Há um debate que permeia a Justiça Eleitoral e o Congresso Nacional relacionado à regulamentação das mídias digitais. Qual a sua avaliação em relação a esse tema?

Avalio que urge estabelecer limites ao uso das mídias digitais, quando se verificar eventual abuso, especialmente para que a liberdade de escolha do eleitorado não seja atingida pela mentira. Noutro aspecto, considerando que as mídias digitais se transformaram em veículos para disseminação da violência e do ataque â democracia, as empresas que as oferecem, as denominadas megaplataformas digitais, precisam se comprometer com a qualidade do que ali circula e atuar para combater esse tipo de disfuncionalidade. Além disso, precisam dar transparência ao desenvolvimento dos algoritmos que impactam processos eleitorais, com a difusão de informações direcionadas estrategicamente a perfis específicos.

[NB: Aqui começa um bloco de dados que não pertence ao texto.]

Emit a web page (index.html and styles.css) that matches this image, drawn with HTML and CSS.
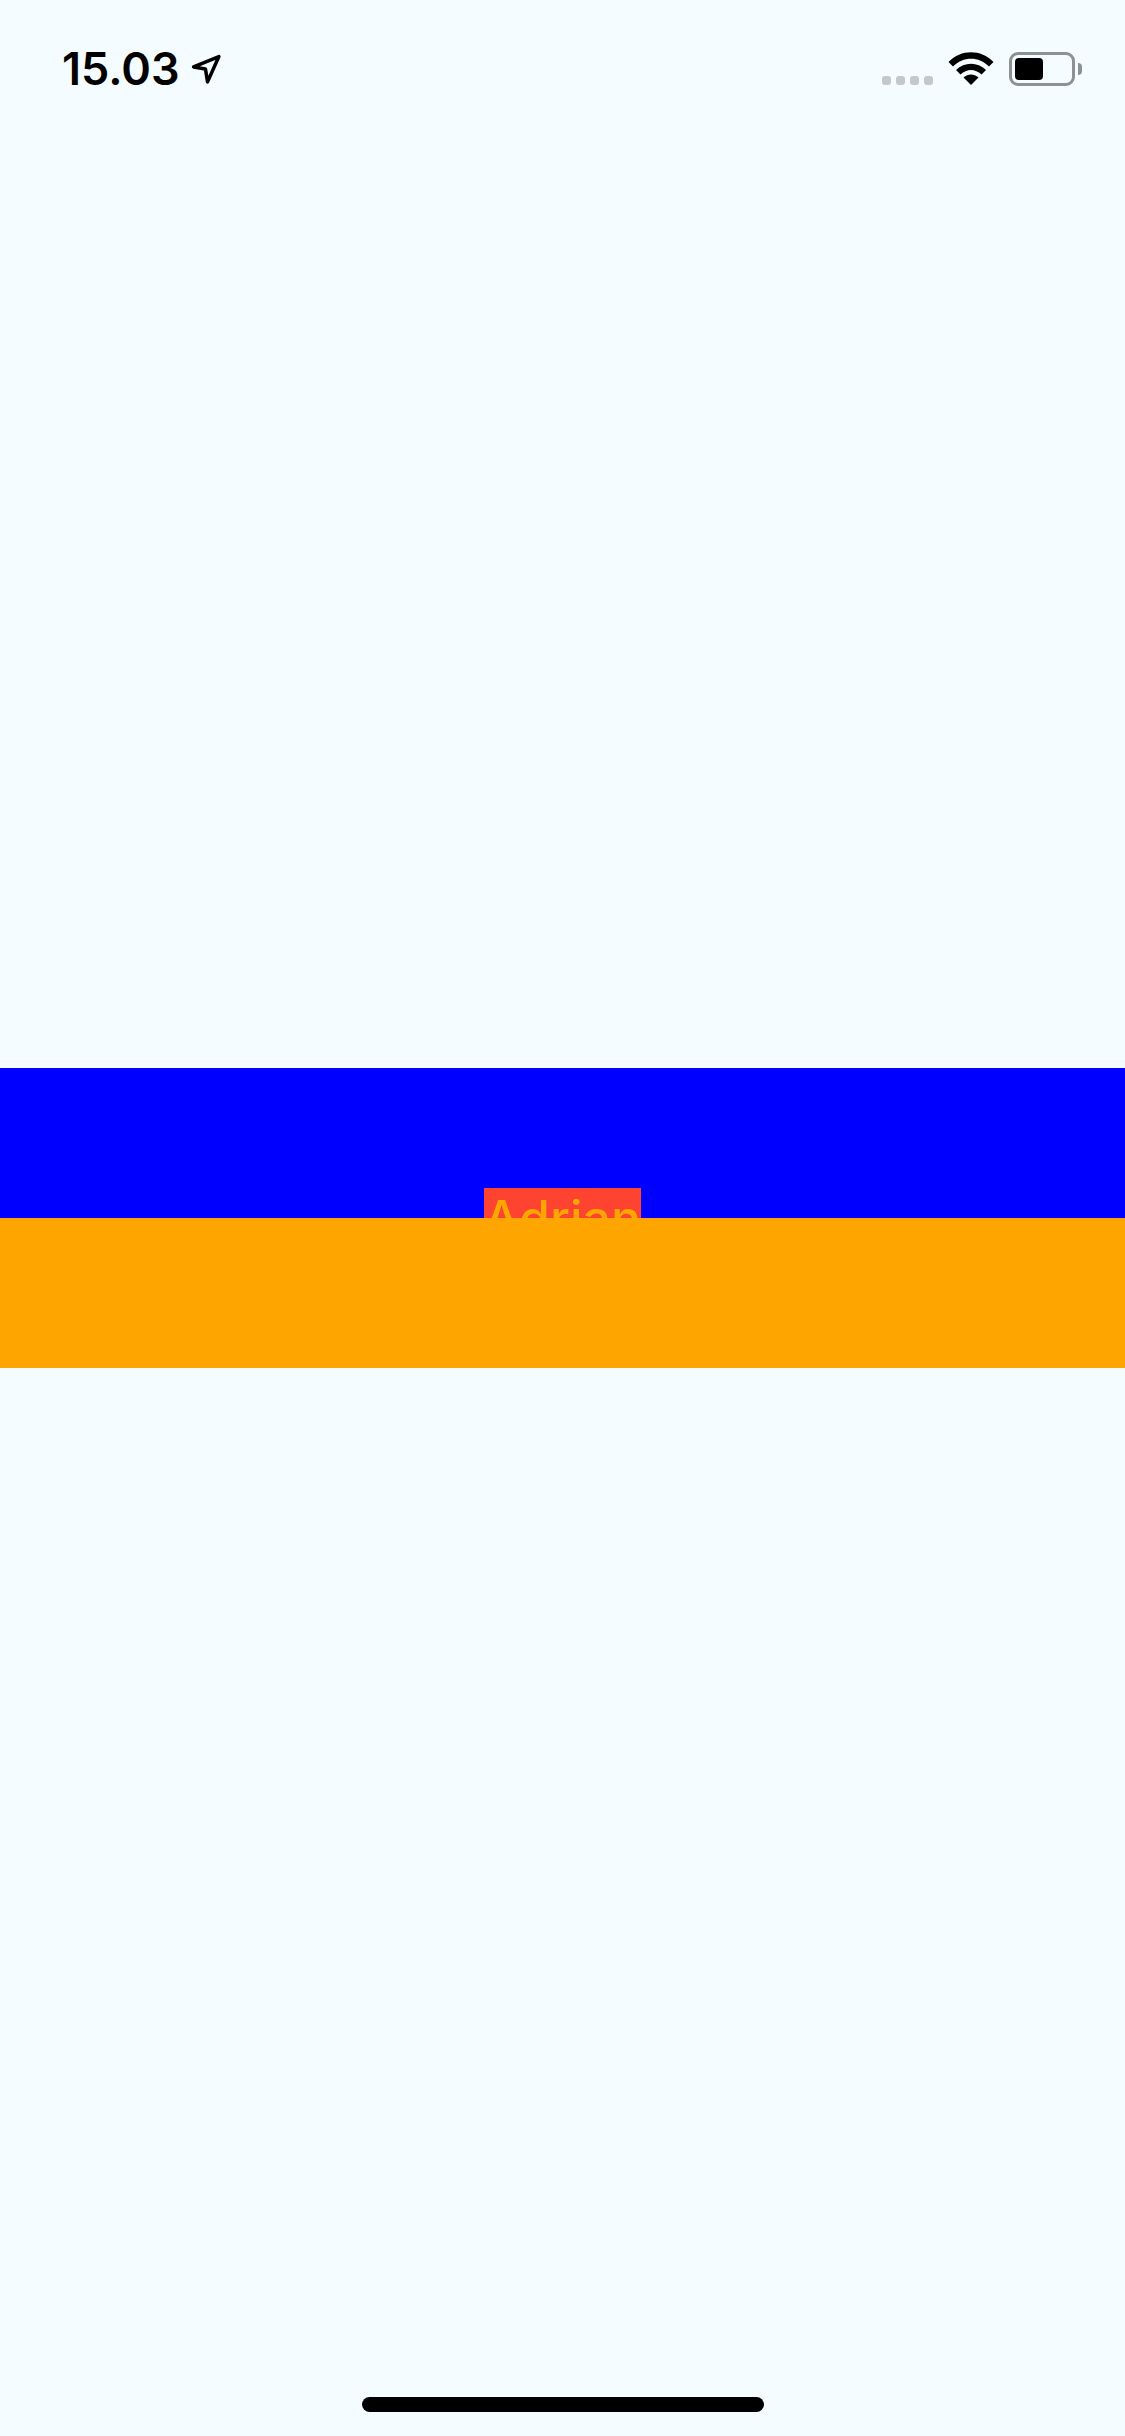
FILE: index.html
```html
<!DOCTYPE html>
<html lang="en">
  <head>
    <meta charset="UTF-8" />
    <meta name="viewport" content="width=device-width, initial-scale=1.0" />
    <title>Adrian</title>
    <link rel="stylesheet" href="styles.css">
  </head>

  <body>
    <div class="status-bar">
      <div class="status-left">
        <span class="clock">15.03</span>
        <svg class="location-icon" width="31" height="31" viewBox="0 0 30 30">
          <path d="M2.500 12.500 L27 2.500 L16 27 L14 14.500 Z" fill="none" stroke="#000" stroke-width="3.400" stroke-linejoin="round" />
        </svg>
      </div>
      <div class="status-right">
        <div class="signal">
          <span class="dot"></span>
          <span class="dot"></span>
          <span class="dot"></span>
          <span class="dot"></span>
        </div>
        <svg class="wifi-icon" width="46" height="34" viewBox="0 0 46 34">
          <path d="M0.500 10 C13 -3 33 -3 45.500 10 L41 14.500 C31 4 15 4 5 14.500 Z" />
          <path d="M8 18 C16.500 9.500 29.500 9.500 38 18 L33.500 22.500 C27 16.500 19 16.500 12.500 22.500 Z" />
          <path d="M15.500 25.500 C20 21.500 26 21.500 30.500 25.500 L23 33 Z" />
        </svg>
        <div class="battery">
          <div class="battery-level"></div>
        </div>
        <div class="battery-cap"></div>
      </div>
    </div>

    <div class="content">
      <div class="band band-blue">
        <div class="name-label">Adrian</div>
      </div>
      <div class="band band-orange"></div>
    </div>

    <div class="home-area">
      <div class="home-indicator"></div>
    </div>
  </body>
</html>
```

FILE: styles.css
```css
body {
  display: flex;
  flex-direction: column;
  height: 2436px;
  margin: 0;
  background-color: #f5fcff;
  font-family: Inter, "Liberation Sans", sans-serif;
  overflow: hidden;
}

/* Status bar */
.status-bar {
  display: flex;
  justify-content: space-between;
  align-items: flex-start;
  height: 132px;
  padding: 0 43px 0 62px;
  box-sizing: border-box;
}

.status-left {
  display: flex;
  align-items: center;
  gap: 11px;
  padding-top: 42px;
}

.clock {
  font-size: 45px;
  font-weight: 600;
  line-height: 54px;
  color: #000;
}

.status-right {
  display: flex;
  align-items: center;
  padding-top: 52px;
}

.signal {
  display: flex;
  gap: 5px;
  margin-top: 23px;
  margin-right: 15px;
}

.dot {
  width: 9px;
  height: 9px;
  border-radius: 3px;
  background-color: #c4c8ca;
}

.wifi-icon {
  margin-right: 15px;
}

.battery {
  width: 66px;
  height: 34px;
  padding: 3px;
  box-sizing: border-box;
  border: 3px solid #8e9193;
  border-radius: 9px;
}

.battery-level {
  width: 28px;
  height: 100%;
  border-radius: 4px;
  background-color: #000;
}

.battery-cap {
  width: 4px;
  height: 12px;
  margin-left: 3px;
  border-radius: 0 4px 4px 0;
  background-color: #8e9193;
}

/* Middle bands */
.content {
  flex: 1;
  display: flex;
  flex-direction: column;
  justify-content: center;
}

.band {
  height: 150px;
}

.band-blue {
  display: flex;
  justify-content: center;
  align-items: flex-end;
  background-color: #0000ff;
}

.band-orange {
  position: relative;
  background-color: #ffa500;
}

.name-label {
  margin-bottom: -30px;
  font-size: 50px;
  font-weight: 500;
  line-height: 60px;
  color: #ffa500;
  background-color: #ff4331;
}

/* Home indicator */
.home-area {
  display: flex;
  justify-content: center;
  align-items: flex-end;
  height: 132px;
  padding-bottom: 24px;
  box-sizing: border-box;
}

.home-indicator {
  width: 402px;
  height: 15px;
  border-radius: 8px;
  background-color: #000;
}
```
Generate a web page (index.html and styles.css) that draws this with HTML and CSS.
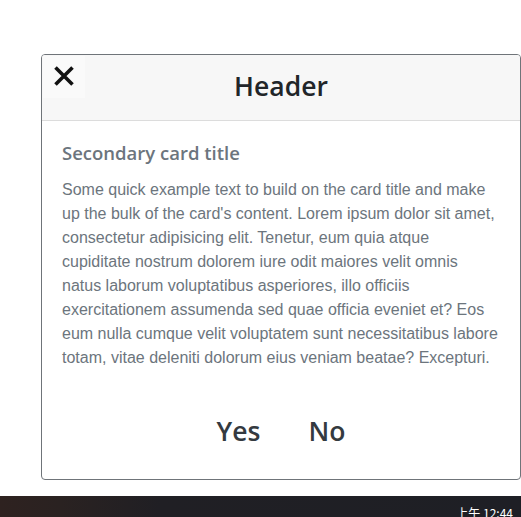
FILE: index.html
```html
<!DOCTYPE html>
<html lang="en">
<head>
<meta charset="utf-8">
<title>Card</title>
<link rel="stylesheet" href="styles.css">
</head>
<body>
<div class="page">
  <div class="card">
    <div class="card-header">
      <button class="close" aria-label="Close">
        <svg width="20" height="20" viewBox="0 0 20 20"><path d="M1.5 1.5 L18.5 18.5 M18.5 1.5 L1.5 18.5" stroke="#111" stroke-width="3.6" fill="none"/></svg>
      </button>
      <h2 class="header-title">Header</h2>
    </div>
    <div class="card-body">
      <h5 class="card-title">Secondary card title</h5>
      <p class="card-text">Some quick example text to build on the card title and make up the bulk of the card's content. Lorem ipsum dolor sit amet, consectetur adipisicing elit. Tenetur, eum quia atque cupiditate nostrum dolorem iure odit maiores velit omnis natus laborum voluptatibus asperiores, illo officiis exercitationem assumenda sed quae officia eveniet et? Eos eum nulla cumque velit voluptatem sunt necessitatibus labore totam, vitae deleniti dolorum eius veniam beatae? Excepturi.</p>
      <div class="actions">
        <button class="btn">Yes</button>
        <button class="btn">No</button>
      </div>
    </div>
  </div>
</div>
<div class="taskbar">
  <span class="clock">上午 12:44</span>
</div>
</body>
</html>
```
FILE: styles.css
```css
html, body {
  margin: 0;
  padding: 0;
  background: #fff;
  overflow: hidden;
}
body {
  font-family: "Open Sans", "Noto Sans", "Noto Sans CJK SC", sans-serif;
  height: 517px;
  position: relative;
}
.page {
  padding: 54px 0 0 41px;
}
.card {
  width: 478px;
  border: 1px solid #6f7479;
  border-radius: 4px;
  background: #fff;
  overflow: hidden;
}
.card-header {
  position: relative;
  background: #f7f7f7;
  border-bottom: 1px solid #dcdcdc;
  height: 65px;
  display: flex;
  align-items: center;
  justify-content: center;
}
.close {
  position: absolute;
  left: 1px;
  top: 1px;
  width: 42px;
  height: 42px;
  border: 0;
  padding: 0;
  background: #fafafa;
  display: flex;
  align-items: center;
  justify-content: center;
  cursor: pointer;
}
.close svg {
  display: block;
  margin-left: -1px;
  margin-top: -2px;
}
.header-title {
  margin: 0;
  font-size: 26.5px;
  font-weight: 600;
  color: #212529;
  line-height: 1.2;
  padding-bottom: 1px;
}
.card-body {
  padding: 20px 20px 24px 20px;
}
.card-title {
  margin: 0 0 12px 0;
  font-size: 18.5px;
  font-weight: 600;
  line-height: 24px;
  color: #6c757d;
}
.card-text {
  margin: 0;
  padding-top: 1px;
  font-family: "Liberation Sans", Arial, sans-serif;
  font-size: 16px;
  line-height: 24px;
  color: #6c757d;
}
.actions {
  margin-top: 37px;
  height: 48px;
  display: flex;
  justify-content: center;
  align-items: center;
  gap: 24px;
}
.btn {
  border: 0;
  background: transparent;
  font-family: inherit;
  font-size: 26.5px;
  font-weight: 600;
  color: #343a40;
  padding: 0 12px;
  line-height: 48px;
  cursor: pointer;
}
.taskbar {
  position: absolute;
  left: 0;
  top: 496px;
  width: 100%;
  height: 40px;
  background: linear-gradient(to right, #2e2220 0px, #2a2221 60px, #201f24 160px, #1e1f25 100%);
}
.clock {
  position: absolute;
  right: 8px;
  top: 9px;
  font-family: "Noto Sans CJK SC", "Noto Sans", sans-serif;
  font-size: 12px;
  line-height: 16px;
  color: #fff;
}
```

Há uma tensão entre liberdade de expressão e eventuais limites postos a esta liberdade, que se vale dos valores democráticos para difundir o discurso de ódio e atacar as instituições democráticas?

Existe a tensão, mas antes dela, há um desafio da sobrevivência do modelo democrático. Por isso que essa tensão entre direitos é só aparente, porque é claro que o sistema democrático deve se sustentar na proteção aos direitos fundamentais, e pensando na harmonia do modelo, o direito à liberdade de expressão do indivíduo não pode ser sobreposto ao direito coletivo do povo de ter acesso à informação de qualidade.